Frequently Asked Questions (FAQ)

Q: Is forex compounding realistic?

A: The *concept* of compounding is very real and powerful. However, consistently achieving the average profit rates required for exponential growth in forex is challenging due to market volatility, drawdowns, and the psychological demands of trading. It's a goal to strive for, but actual results will vary.

Q: What if my average profit per period is not consistent?

A: The calculator assumes a consistent average. In reality, your profit per period will fluctuate. The calculator provides an optimistic projection based on your *average* performance. It's a tool for potential, not a guarantee.

Q: How do I handle different currencies for initial capital and profit?

A: This calculator assumes your initial capital and profits are denominated in the same base currency. The currency selector is for display only. If you trade multiple currency pairs and convert profits, you should consolidate them into a single base currency for calculation.

Q: Can I use this for other forms of investment compounding?

A: While the underlying formula is similar to general compound interest, this calculator is tailored with forex-specific inputs like "average profit per period" which implies active trading. For passive investments, a standard compound interest calculator might be more appropriate.

Q: What happens if I have a losing period?

A: The calculator doesn't directly model losing periods or drawdowns. If you experience a loss, your "Initial Capital" for the next period effectively decreases, setting back your compounding. To account for this, you might lower your "Average Profit per Period" input to reflect a more conservative net average after losses.

Q: Why is risk management so important for compounding?

A: Compounding is easily derailed by significant losses. A large drawdown not only reduces your capital base but also requires a much higher percentage gain to recover to your previous high, effectively slowing or reversing the compounding process.

Q: What is a realistic average profit per period in forex?

A: This varies greatly depending on strategy, risk tolerance, and market conditions.

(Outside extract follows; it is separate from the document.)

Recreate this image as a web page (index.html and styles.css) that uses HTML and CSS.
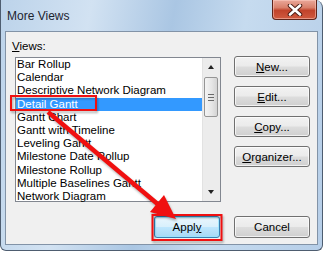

Many professional traders aim for 1-5% per month, while some aggressive day traders might target 0.5-2% per day. Be wary of claims of extremely high, consistent daily profits, as they are often unrealistic.

Q: How accurate are these projections?

A: The projections are mathematically accurate based on the inputs provided. Their real-world accuracy depends entirely on how closely your actual trading performance matches the "Average Profit per Period" and "Number of Periods" you input. They are best used for scenario planning and goal setting.